A woman said she had been left “humiliated” by United Airlines after flight crew members tried to get her to remove her son’s ventilator ahead of takeoff.
Melissa Sotomayor posted a video on TikTok that has received over 1.2 million views where she claimed the flight crew on a trip from Tampa, Florida to Newark, New Jersey, tried to make her detach her son from his medical equipment it so the plane could take off.
United said it had contacted the mother and apologised after the incident, but did not provide any further details.
“This message is for United Airlines. The way that you treated my son when we were attempting to fly home from Tampa to Newark was absolutely ridiculous,” Sotomayor said in an almost 10-minute TikTok video.
Ms Sotomayor explained that her one-year-old son is “medically complex” and depends on a ventilator and a tracheostomy tube. Her son was born prematurely at 22 weeks.
Before she boarded the flight, Ms Sotomayor said she obtained documentation so her son could fly to their destination.
On the first leg of their trip to Tampa, she said she did not encounter any issues, and shared the documents with the airline who also cleared her sons’s medical equipment with no issues.
However, upon their 8 March return trip, she claimed a flight attendant told her she would need to make the medical equipment, including the ventilator and a portable oxygen concentrator, secure for takeoff, asking for her son to be taken off them.
Ms Sotomayor explained to the crew member that the equipment could not be turned off because “they are keeping him alive” and showed them medical documentation.
Another flight attendant came over and said that they might be moved from their seats if she did not comply but she again showed the documents and told the crew that the airline’s accessibility department selected her seats ahead of her flight.
A third flight attendant allegedly told the mother to remove her son’s equipment and said her son would “be okay until we're in the air at a high enough altitude”.
However, Ms Sotomayor refused to remove the equipment, while a nearby passenger got involved and apologised for how she was being treated.
The flight’s captain then intervened, with Ms Sotomayor saying in her video: “He then says that I am being difficult and my son’s medical equipment is a danger to other passengers and to my son, and that I am not following FAA [Federal Aviation Administration] guidelines.”
Again, Ms Sotomayor showed her documentation and told the captain that the medical equipment was FAA-approved.
The captain told her that he would contact United as he did not “feel that your son should be flying, it's dangerous for him”, but the mother said her son was medically cleared.
Eventually, the flight departed more than an hour later.
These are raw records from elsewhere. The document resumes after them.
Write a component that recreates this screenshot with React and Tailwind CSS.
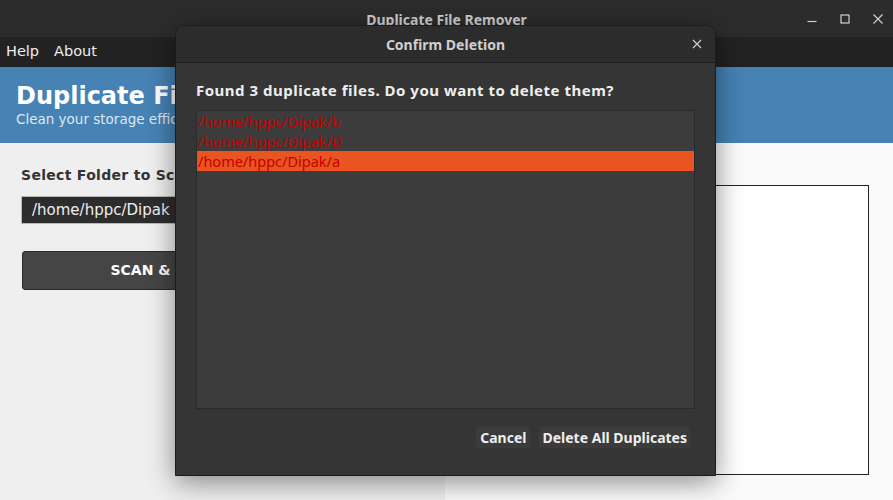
import React from 'react';

const gtk = { fontFamily: '"Noto Sans", "DejaVu Sans", sans-serif' };
const tk = { fontFamily: '"DejaVu Sans", "Noto Sans", sans-serif' };

const files = ['/home/hppc/Dipak/b', '/home/hppc/Dipak/D', '/home/hppc/Dipak/a'];

function WindowControls() {
  return (
    <div className="absolute right-0 top-0 h-[37px] flex items-center gap-[19px] pr-[8px] text-[#d0d0d0]">
      <svg width="14" height="14" viewBox="0 0 14 14">
        <path d="M2.5 9.5h9" stroke="currentColor" strokeWidth="1.2" />
      </svg>
      <svg width="14" height="14" viewBox="0 0 14 14">
        <rect x="3" y="3" width="8" height="8" fill="none" stroke="currentColor" strokeWidth="1.2" />
      </svg>
      <svg width="14" height="14" viewBox="0 0 14 14">
        <path d="M2.5 2.5l9 9M11.5 2.5l-9 9" stroke="currentColor" strokeWidth="1.2" />
      </svg>
    </div>
  );
}

function ConfirmDialog() {
  return (
    <div
      className="absolute left-[175px] top-[25px] w-[541px] h-[451px] bg-[#353535] rounded-t-[10px] border border-[#1c1c1c] shadow-[0_6px_28px_rgba(0,0,0,0.45)] flex flex-col"
      style={gtk}
    >
      <div className="relative h-[37px] shrink-0 bg-[#2c2c2c] rounded-t-[10px] border-b border-[#1e1e1e] flex items-center justify-center">
        <span className="text-[14px] font-bold text-[#cfcfcf]">Confirm Deletion</span>
        <svg className="absolute right-[12px] top-[12px] text-[#cfcfcf]" width="12" height="12" viewBox="0 0 12 12">
          <path d="M2 2l8 8M10 2l-8 8" stroke="currentColor" strokeWidth="1.2" />
        </svg>
      </div>
      <div className="flex flex-col px-[20px] pt-[17px] flex-1">
        <p className="text-[15px] font-bold text-[#eeeeee] leading-[20px] tracking-[0.5px]">
          Found 3 duplicate files. Do you want to delete them?
        </p>
        <div className="mt-[10px] h-[299px] bg-[#3c3c3c] border border-[#2a2a2a] flex flex-col">
          {files.map((f, i) => (
            <div
              key={f}
              className={
                'h-[20px] leading-[20px] text-[14.5px] pl-[1px] text-[#c40000] ' +
                (i === 2 ? 'bg-[#e95420]' : '')
              }
            >
              {f}
            </div>
          ))}
        </div>
        <div className="flex justify-end gap-[9px] mt-[17px] pr-[5px]">
          <button className="h-[22px] px-[4px] rounded-[3px] bg-[#3b3b3b] text-[14px] font-bold text-[#eeeeee]">
            Cancel
          </button>
          <button className="h-[22px] px-[3px] rounded-[3px] bg-[#3b3b3b] text-[14px] font-bold text-[#eeeeee]">
            Delete All Duplicates
          </button>
        </div>
      </div>
    </div>
  );
}

export default function App() {
  return (
    <div className="relative w-[893px] h-[500px] overflow-hidden bg-[#2c2c2c]">
      <div className="flex flex-col h-full">
        <div className="relative h-[37px] shrink-0 bg-[#2c2c2c] rounded-t-[10px] flex items-center justify-center" style={gtk}>
          <span className="text-[14px] font-bold text-[#cfcfcf] mt-[2px]">Duplicate File Remover</span>
          <WindowControls />
        </div>
        <div className="h-[30px] shrink-0 bg-[#222222] flex items-center gap-[15px] px-[6px] text-[14.5px] text-[#eeeeee]" style={tk}>
          <span>Help</span>
          <span>About</span>
        </div>
        <div className="h-[76px] shrink-0 bg-[#4682b4] px-[16px] pt-[14px]" style={tk}>
          <h1 className="text-[24px] font-bold text-white leading-[30px]">Duplicate File Remover</h1>
          <p className="text-[13.5px] text-[#dfe8f0] leading-[16px]">Clean your storage efficiently</p>
        </div>
        <div className="flex flex-1" style={tk}>
          <div className="w-[445px] bg-[#efefef] px-[21px] pt-[22px]">
            <div className="text-[14px] font-bold text-[#333333] tracking-[0.3px]">Select Folder to Scan</div>
            <div className="mt-[10px] h-[28px] bg-[#2d2d2d] border border-[#b8b8b8] pl-[10px] flex items-center text-[15px] text-[#eeeeee]">
              /home/hppc/Dipak
            </div>
            <button className="mt-[27px] ml-[1px] w-[402px] h-[39px] rounded-[3px] bg-[#454545] border border-[#2a2a2a] text-[14px] font-bold text-white">
              SCAN &amp; DELETE DUPLICATES
            </button>
          </div>
          <div className="flex-1 bg-[#fafafa] pt-[42px] pr-[24px] pb-[25px] pl-[24px] flex">
            <div className="flex-1 bg-white border border-[#222222]" />
          </div>
        </div>
      </div>
      <ConfirmDialog />
    </div>
  );
}
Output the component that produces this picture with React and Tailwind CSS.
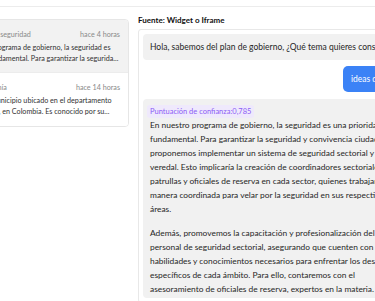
export default function App() {
  return (
    <div className="w-[375px] h-[301px] overflow-hidden bg-white font-['Lato',sans-serif] text-[#262626]">
      <div className="h-[7px] border-b border-[#ececec]" />
      <div className="flex -ml-[65px] gap-[9px]">
        <aside className="w-[194px] shrink-0 pt-[12px]">
          <div className="rounded-[4px] border border-[#e6e6e6] overflow-hidden">
            <div className="bg-[#f2f2f2] px-[8px] pt-[9px] pb-[8px]">
              <div className="flex justify-between text-[7.2px] leading-[11px] text-[#8a8a8a]">
                <span>Propuestas sobre seguridad</span>
                <span>hace 4 horas</span>
              </div>
              <div className="mt-[2px] text-[7.2px] leading-[11px] text-[#333]">
                <div className="whitespace-nowrap">Según nuestro programa de gobierno, la seguridad es</div>
                <div className="whitespace-nowrap">una prioridad fundamental. Para garantizar la segurida...</div>
              </div>
            </div>
            <div className="bg-white border-t border-[#ececec] px-[8px] pt-[9px] pb-[9px]">
              <div className="flex justify-between text-[7.2px] leading-[11px] text-[#8a8a8a]">
                <span>Historia de Macanía</span>
                <span>hace 14 horas</span>
              </div>
              <div className="mt-[2px] text-[7.2px] leading-[11px] text-[#333]">
                <div className="whitespace-nowrap">Macanía es un municipio ubicado en el departamento</div>
                <div className="whitespace-nowrap">de Cundinamarca, en Colombia. Es conocido por su...</div>
              </div>
            </div>
          </div>
        </aside>
        <main className="w-[295px] shrink-0 pt-[8px]">
          <div className="text-[8px] leading-[11px] font-bold text-[#111]">Fuente: Widget o Iframe</div>
          <div className="mt-[3px] border border-[#e8e8e8] rounded-[3px] p-[4px] flex flex-col">
            <div className="bg-[#f1f1f1] rounded-[4px] px-[7px] h-[26px] flex items-center text-[8.5px] whitespace-nowrap">
              Hola, sabemos del plan de gobierno, ¿Qué tema quieres consultar?
            </div>
            <div className="self-end mt-[6px] bg-[#3b82f6] rounded-[5px] px-[8px] h-[26px] flex items-center text-[8.5px] text-white whitespace-nowrap">
              ideas de seguridad
            </div>
            <div className="mt-[7px] bg-[#f1f1f1] rounded-[4px] px-[7px] pt-[5px] pb-[2px] text-[8.4px] leading-[14px] whitespace-nowrap">
              <div className="inline-block -ml-[3px] px-[3px] rounded-[3px] bg-[#efe9fc] text-[#8b5cf6] text-[7.5px] leading-[13px]">Puntuación de confianza:0,785</div>
              <p>
                En nuestro programa de gobierno, la seguridad es una prioridad<br />
                fundamental. Para garantizar la seguridad y convivencia ciudadana,<br />
                proponemos implementar un sistema de seguridad sectorial y<br />
                veredal. Esto implicaría la creación de coordinadores sectoriales,<br />
                patrullas y oficiales de reserva en cada sector, quienes trabajarán de<br />
                manera coordinada para velar por la seguridad en sus respectivas<br />
                áreas.
              </p>
              <p className="mt-[10px]">
                Además, promovemos la capacitación y profesionalización del<br />
                personal de seguridad sectorial, asegurando que cuenten con las<br />
                habilidades y conocimientos necesarios para enfrentar los desafíos<br />
                específicos de cada ámbito. Para ello, contaremos con el<br />
                asesoramiento de oficiales de reserva, expertos en la materia.
              </p>
            </div>
          </div>
        </main>
      </div>
    </div>
  );
}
“I get no apology from them,” Ms Sotomayor added, saying the next thing she knew the captain “announces that the plane is ready for takeoff”.
After the flight, Sotomayor to NBC News that when the airline contacted her to apologise the representative said the crew reported it was a “bulkhead seating problem”, but she stated that they never mentioned that in the moment.
“They said it was because I was refusing to remove my son from his ventilator and portable oxygen concentrator until takeoff,” Sotomayor told the website.
“I was really upset by the way we were humiliated in front of others in the way we were talked to," Sotomayor said in the TikTok video.
“The captain talked to me as if I was purposely endangering my son, and they were unwilling to listen to the fact that my son was dependent on this equipment to keep him alive.”
In its statement regarding Ms Sotomayor’s claims, United told The Independent: “We’ve connected with the customer to address her concerns and apologised for any frustration she may have experienced.”